#### [Task details]
Write out, word for word, every line from the first one through the line that holds "ChevronLeft, ChevronRight, ChevronsRight", and nothing else; skip the pictures.

— BEGIN Available data —

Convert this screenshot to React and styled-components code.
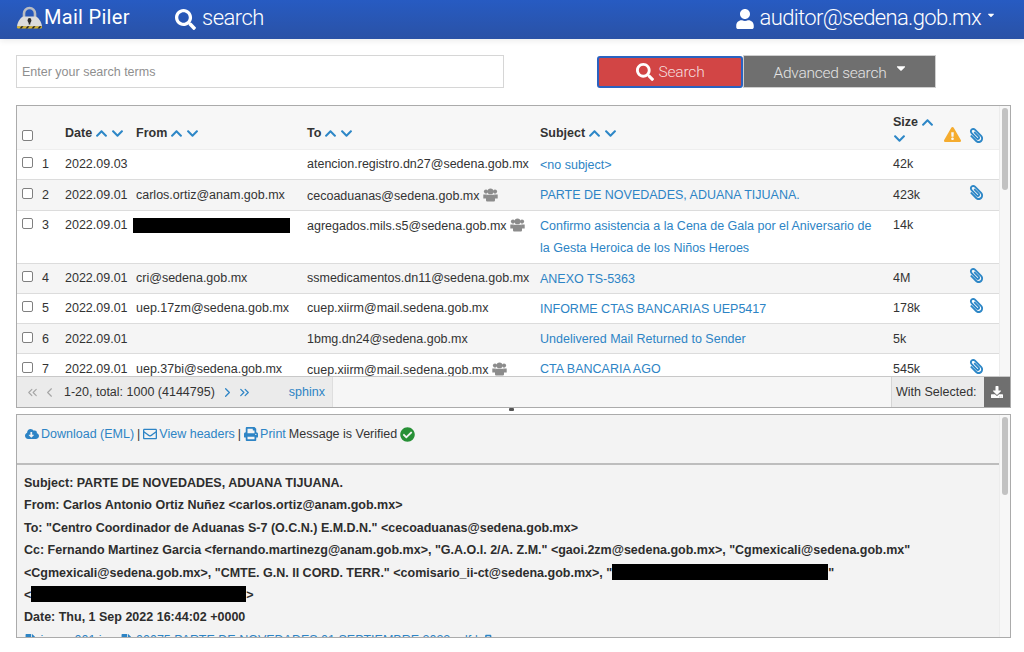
import React from "react";
import styled, { createGlobalStyle } from "styled-components";
import {
  FaSearch, FaUser, FaPaperclip, FaExclamationTriangle, FaChevronUp, FaChevronDown,
  FaCloudDownloadAlt, FaRegEnvelope, FaPrint, FaCheckCircle, FaDownload, FaCaretDown, FaFile, FaBriefcase,
} from "react-icons/fa";
import { ChevronsLeft, ChevronLeft, ChevronRight, ChevronsRight } from "lucide-react";

const Global = createGlobalStyle`
  html, body { margin: 0; padding: 0; background: #fff; }
  body { font-family: "Liberation Sans", Arial, sans-serif; font-size: 12.5px; color: #333; width: 1024px; height: 652px; overflow: hidden; }
  * { box-sizing: border-box; }
`;

const Page = styled.div`display: flex; flex-direction: column; width: 1024px; height: 652px;`;
const TopBar = styled.header`
  height: 39px; flex: none; display: flex; align-items: flex-start; padding-top: 5px; color: #fff;
  background: linear-gradient(#275bc2, #2a52a6);
  box-shadow: 0 2px 6px rgba(0,0,0,.08);
  font-family: Roboto, sans-serif; font-weight: 300;
`;
const Brand = styled.div`display: flex; align-items: center; margin-left: 16px; width: 159px; font-size: 20px; font-family: Roboto, sans-serif; font-weight: 400; letter-spacing: .3px;`;
const NavSearch = styled.div`display: flex; align-items: center; gap: 6px; font-size: 22px; letter-spacing: -.5px; svg { font-size: 21px; margin-top: 4px; }`;
const UserMenu = styled.div`margin-left: auto; margin-right: 28px; display: flex; align-items: center; gap: 5px; font-size: 22px; letter-spacing: -.66px;
  svg.user { font-size: 20px; margin-top: 3px; } svg.caret { font-size: 10px; margin: -6px 0 0 0; }`;

const SearchRow = styled.div`height: 66px; flex: none; padding: 16px 0 0 16px; display: flex; align-items: flex-start;`;
const SearchInput = styled.input`
  width: 488px; height: 33px; border: 1px solid #d6d6d6; padding: 0 5px; font: 12.5px "Liberation Sans", Arial, sans-serif; outline: none; background: #fff;
  &::placeholder { color: #8f8f8f; opacity: 1; }
`;
const SearchBtn = styled.button`
  width: 146px; height: 32px; margin: 1px 0 0 93px; background: #d24545; border: 2px solid #2a62c0; border-radius: 3px; color: #f5dede;
  display: flex; align-items: center; justify-content: center; gap: 5px; font: 300 15.5px Roboto, sans-serif; letter-spacing: -.2px; padding: 0;
  svg { color: #fff; font-size: 18px; }
`;
const AdvBtn = styled.button`
  width: 193px; height: 33px; background: #6f6f6f; border: 1px solid #cfcfcf; color: #e4e4e4; display: flex; align-items: center; justify-content: center; gap: 8px;
  font: 300 15.5px Roboto, sans-serif; letter-spacing: -.25px; padding: 2px 0 0 3px;
  svg { color: #fff; font-size: 14px; margin-top: -9px; }
`;

const Panel = styled.section`
  margin-left: 16px; width: 995px; border: 1px solid #ababab; flex: none; display: flex; flex-direction: column; overflow: hidden;
  background: ${p => p.$bg || "#fff"}; height: ${p => p.$h}px;
`;
const ScrollWrap = styled.div`flex: 1; min-height: 0; display: flex;`;
const Scroller = styled.div`flex: 1; min-width: 0; overflow: hidden;`;
const Track = styled.div`
  width: 11px; flex: none; background: #f7f7f7; border-left: 1px solid #ececec; padding: 2px 2px 0 2px;
  &::before { content: ""; display: block; height: ${p => p.$thumb}px; background: #c2c2c2; border-radius: 3px; }
`;
const Cols = `grid-template-columns: 25px 23px 71px 171px 233px 353px 51px 25px 31px;`;
const HeadRow = styled.div`
  display: grid; ${Cols} height: 44px; background: #f7f7f7; border-bottom: 1px solid #eee; font-weight: 700; align-items: center;
`;
const Row = styled.div`
  display: grid; ${Cols} background: ${p => p.$alt ? "#f5f5f5" : "#fff"}; border-bottom: 1px solid #dcdcdc; height: ${p => p.$h || 30.3}px; padding-top: 7.4px; line-height: 15px; color: #333;
`;
const HeadCell = styled.div`display: flex; flex-wrap: wrap; align-items: center; column-gap: 3px; padding-top: ${p => p.$pad ?? 11}px; line-height: ${p => p.$lh || 15}px;`;
const Arrow = styled.span`color: #2d87c7; display: inline-flex; font-size: 13px;`;
const Check = styled.span`display: block; width: 11px; height: 11px; border: 1px solid #808080; border-radius: 2px; background: #fff; margin: ${p => p.$m || "0 0 0 5px"};`;
const Link = styled.a`color: #2d84c5; text-decoration: none;`;
const Subject = styled(Link)`display: block; line-height: 22.5px; margin-top: -3.4px; padding-right: 14px;`;
const GroupSvg = styled.svg`margin-left: 3px; vertical-align: -2px;`;
const Clip = styled.span`color: #2d87c7; font-size: 15px; display: block; width: 15px; transform: scaleX(-1); margin-top: ${p => p.$mt ?? -3}px; line-height: 1;`;
const Warn = styled.span`color: #f5ac2f; font-size: 17px; line-height: 1; display: block; margin-top: 17px;`;
const BlackInline = styled.span`display: inline-block; background: #000; height: ${p => p.$hh || 15}px; width: ${p => p.$w}px; vertical-align: ${p => p.$va || "-3px"}; margin-left: ${p => p.$ml || 0}px;`;

const Pager = styled.div`height: 31px; flex: none; border-top: 1px solid #c8c8c8; display: flex; background: #f6f6f6; align-items: stretch;`;
const PagerLeft = styled.div`width: 316px; background: #ebebeb; border-right: 1px solid #dedede; display: flex; align-items: center; padding-left: 8px;`;
const PageIcons = styled.span`display: inline-flex; gap: ${p => p.$gap || 6}px; color: ${p => p.$on ? "#2d84c5" : "#a5a5a5"}; margin: ${p => p.$m};`;
const Sphinx = styled(Link)`margin-left: 37px;`;
const SelectedLabel = styled.div`margin-left: auto; width: 93px; background: #ebebeb; border-left: 1px solid #d5d5d5; display: flex; align-items: center; padding-left: 4px; white-space: nowrap;`;
const DlBtn = styled.div`width: 26px; background: #6f6f6f; color: #fff; display: flex; align-items: center; justify-content: center; font-size: 12px;`;

const Splitter = styled.div`height: 6px; flex: none; display: flex; justify-content: center;
  &::before { content: ""; display: block; width: 5px; height: 3px; background: #555; margin: 0 0 0 -1px; border-radius: 1px; }
`;

const Toolbar = styled.div`height: 50px; flex: none; border-bottom: 2px solid #bdbdbd; padding: 10px 0 0 8px; line-height: 18px; white-space: nowrap; display: flex; align-items: flex-start; gap: 3px; background: #f3f3f3;`;
const ToolLink = styled(Link)`display: inline-flex; align-items: center; gap: 2px; svg { font-size: 14px; }`;
const Verified = styled.span`color: #279036; display: inline-flex; font-size: 15px; margin-top: 1.5px;`;
const Sep = styled.span`color: #333;`;
const Headers = styled.div`padding: 7px 0 0 7px; font-weight: 700; line-height: 22.4px; font-size: 12.5px; color: #2d2d2d; background: #f3f3f3;`;
const Attach = styled.div`display: flex; align-items: center; gap: 4px; color: #2d84c5; font-weight: 400; font-size: 12.5px; white-space: nowrap;`;

const rows = [
  { n: 1, date: "2022.09.03", from: "", to: "atencion.registro.dn27@sedena.gob.mx", subj: "<no subject>", size: "42k" },
  { n: 2, alt: 1, date: "2022.09.01", from: "carlos.ortiz@anam.gob.mx", to: "cecoaduanas@sedena.gob.mx", grp: 1, subj: "PARTE DE NOVEDADES, ADUANA TIJUANA.", size: "423k", clip: 1 },
  { n: 3, h: 53, date: "2022.09.01", black: 1, to: "agregados.mils.s5@sedena.gob.mx", grp: 1, subj: "Confirmo asistencia a la Cena de Gala por el Aniversario de la Gesta Heroica de los Niños Heroes", size: "14k" },
  { n: 4, alt: 1, date: "2022.09.01", from: "cri@sedena.gob.mx", to: "ssmedicamentos.dn11@sedena.gob.mx", subj: "ANEXO TS-5363", size: "4M", clip: 1 },
  { n: 5, date: "2022.09.01", from: "uep.17zm@sedena.gob.mx", to: "cuep.xiirm@mail.sedena.gob.mx", subj: "INFORME CTAS BANCARIAS UEP5417", size: "178k", clip: 1 },
  { n: 6, alt: 1, date: "2022.09.01", from: "", to: "1bmg.dn24@sedena.gob.mx", subj: "Undelivered Mail Returned to Sender", size: "5k" },
  { n: 7, date: "2022.09.01", from: "uep.37bi@sedena.gob.mx", to: "cuep.xiirm@mail.sedena.gob.mx", grp: 1, subj: "CTA BANCARIA AGO", size: "545k", clip: 1 },
];

const Sort = () => (<><Arrow><FaChevronUp /></Arrow><Arrow><FaChevronDown /></Arrow></>);

const GroupIcon = () => (
  <GroupSvg width="15" height="14" viewBox="0 0 15 14" fill="#8c8c8c">
    <circle cx="3" cy="3.6" r="2.1" />
    <circle cx="12" cy="3.6" r="2.1" />
    <circle cx="7.5" cy="3.4" r="2.9" />
    <path d="M0.3 6.5h3.6L3.2 10.6H0.3zM11.1 6.5h3.6v4.1h-2.9z" />
    <path d="M4.3 6.8h6.4c.9 0 1.3.9 1.3 2.1v3.3c0 .9-.6 1.3-1.3 1.3H4.3c-.7 0-1.3-.4-1.3-1.3V8.9c0-1.2.4-2.1 1.3-2.1z" />
  </GroupSvg>
);

const Logo = () => (
  <svg width="27" height="23" viewBox="0 0 27 23" style={{ marginRight: 1, flex: "none" }}>
    <path d="M8 11V7.5a5.5 5.5 0 0 1 11 0V11" fill="none" stroke="#b9bcc2" strokeWidth="2.6" />
    <path d="M1 20.5C1.5 16 4 12 7 10.5h13c3 1.5 5.5 5.5 6 10z" fill="#dcdcdc" />
    <ellipse cx="13.5" cy="14.5" rx="1.9" ry="2.4" fill="#2c2c2c" />
    <path d="M12.7 15.5h1.6v3h-1.6z" fill="#2c2c2c" />
    <path d="M1 20.2h25c.3 1.4-.5 2.4-1.6 2.4H2.6C1.5 22.6.7 21.6 1 20.2z" fill="#d8b52c" />
    <path d="M3.5 22.6l2-2.4h2l-2 2.4zM9.5 22.6l2-2.4h2l-2 2.4zM15.5 22.6l2-2.4h2l-2 2.4zM21.5 22.6l2-2.4h2l-2 2.4z" fill="#222" />
  </svg>
);

export default function App() {
  return (
    <Page>
      <Global />
      <TopBar>
        <Brand><Logo />Mail Piler</Brand>
        <NavSearch><FaSearch />search</NavSearch>
        <UserMenu><FaUser className="user" />auditor@sedena.gob.mx<FaCaretDown className="caret" /></UserMenu>
      </TopBar>
      <SearchRow>
        <SearchInput placeholder="Enter your search terms" />
        <SearchBtn><FaSearch />Search</SearchBtn>
        <AdvBtn>Advanced search<FaCaretDown /></AdvBtn>
      </SearchRow>
      <Panel $h={303}>
        <ScrollWrap>
          <Scroller>
            <HeadRow>
              <Check $m="15px 0 0 5px" />
              <span />
              <HeadCell>Date <Sort /></HeadCell>
              <HeadCell>From <Sort /></HeadCell>
              <HeadCell>To <Sort /></HeadCell>
              <HeadCell>Subject <Sort /></HeadCell>
              <HeadCell $pad={3} $lh={19}>Size <Sort /></HeadCell>
              <Warn><FaExclamationTriangle /></Warn>
              <Clip $mt={18}><FaPaperclip /></Clip>
            </HeadRow>
            {rows.map(r => (
              <Row key={r.n} $alt={r.alt} $h={r.h}>
                <Check />
                <span>{r.n}</span>
                <span>{r.date}</span>
                <span>{r.black ? <BlackInline $w={157} $ml={-3} $va="1px" /> : r.from}</span>
                <span>{r.to}{r.grp ? <GroupIcon /> : null}</span>
                <Subject href="#">{r.subj}</Subject>
                <span>{r.size}</span>
                <span />
                <span>{r.clip ? <Clip><FaPaperclip /></Clip> : null}</span>
              </Row>
            ))}
          </Scroller>
          <Track $thumb={82} />
        </ScrollWrap>
        <Pager>
          <PagerLeft>
            <PageIcons $gap={2} $m="0 7px 0 0"><ChevronsLeft size={15} strokeWidth={1.8} /><ChevronLeft size={15} strokeWidth={1.8} /></PageIcons>
            1-20, total: 1000 (4144795)
            <PageIcons $on $gap={2} $m="0 0 0 5px"><ChevronRight size={15} strokeWidth={2} /><ChevronsRight size={15} strokeWidth={2} /></PageIcons>
            <Sphinx href="#">sphinx</Sphinx>
          </PagerLeft>
          <SelectedLabel>With Selected:</SelectedLabel>
          <DlBtn><FaDownload /></DlBtn>
        </Pager>
      </Panel>
      <Splitter />
      <Panel $h={224} $bg="#f3f3f3">
        <ScrollWrap>
          <Scroller>
            <Toolbar>
              <ToolLink href="#"><FaCloudDownloadAlt />Download (EML)</ToolLink><Sep>|</Sep>
              <ToolLink href="#"><FaRegEnvelope />View headers</ToolLink><Sep>|</Sep>
              <ToolLink href="#"><FaPrint />Print</ToolLink>
              <span>Message is Verified</span>
              <Verified><FaCheckCircle /></Verified>
            </Toolbar>
            <Headers>
              <div>Subject: PARTE DE NOVEDADES, ADUANA TIJUANA.</div>
              <div>From: Carlos Antonio Ortiz Nuñez &lt;carlos.ortiz@anam.gob.mx&gt;</div>
              <div>To: "Centro Coordinador de Aduanas S-7 (O.C.N.) E.M.D.N." &lt;cecoaduanas@sedena.gob.mx&gt;</div>
              <div>Cc: Fernando Martinez Garcia &lt;fernando.martinezg@anam.gob.mx&gt;, "G.A.O.I. 2/A. Z.M." &lt;gaoi.2zm@sedena.gob.mx&gt;, "Cgmexicali@sedena.gob.mx" &lt;Cgmexicali@sedena.gob.mx&gt;, "CMTE. G.N. II CORD. TERR." &lt;comisario_ii-ct@sedena.gob.mx&gt;, "<BlackInline $w={216} $hh={16} />"</div>
              <div>&lt;<BlackInline $w={215} $hh={16} />&gt;</div>
              <div>Date: Thu, 1 Sep 2022 16:44:02 +0000</div>
              <Attach><FaFile />image001.jpg<FaFile />00075 PARTE DE NOVEDADES 01 SEPTIEMBRE 2022.pdf | <FaBriefcase /></Attach>
            </Headers>
          </Scroller>
          <Track $thumb={78} />
        </ScrollWrap>
      </Panel>
    </Page>
  );
}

— END Available data —

#### [The result]
Convert this screenshot to React and styled-components code.
import React from "react";
import styled, { createGlobalStyle } from "styled-components";
import {
  FaSearch, FaUser, FaPaperclip, FaExclamationTriangle, FaChevronUp, FaChevronDown,
  FaCloudDownloadAlt, FaRegEnvelope, FaPrint, FaCheckCircle, FaDownload, FaCaretDown, FaFile, FaBriefcase,
} from "react-icons/fa";
import { ChevronsLeft, ChevronLeft, ChevronRight, ChevronsRight } from "lucide-react";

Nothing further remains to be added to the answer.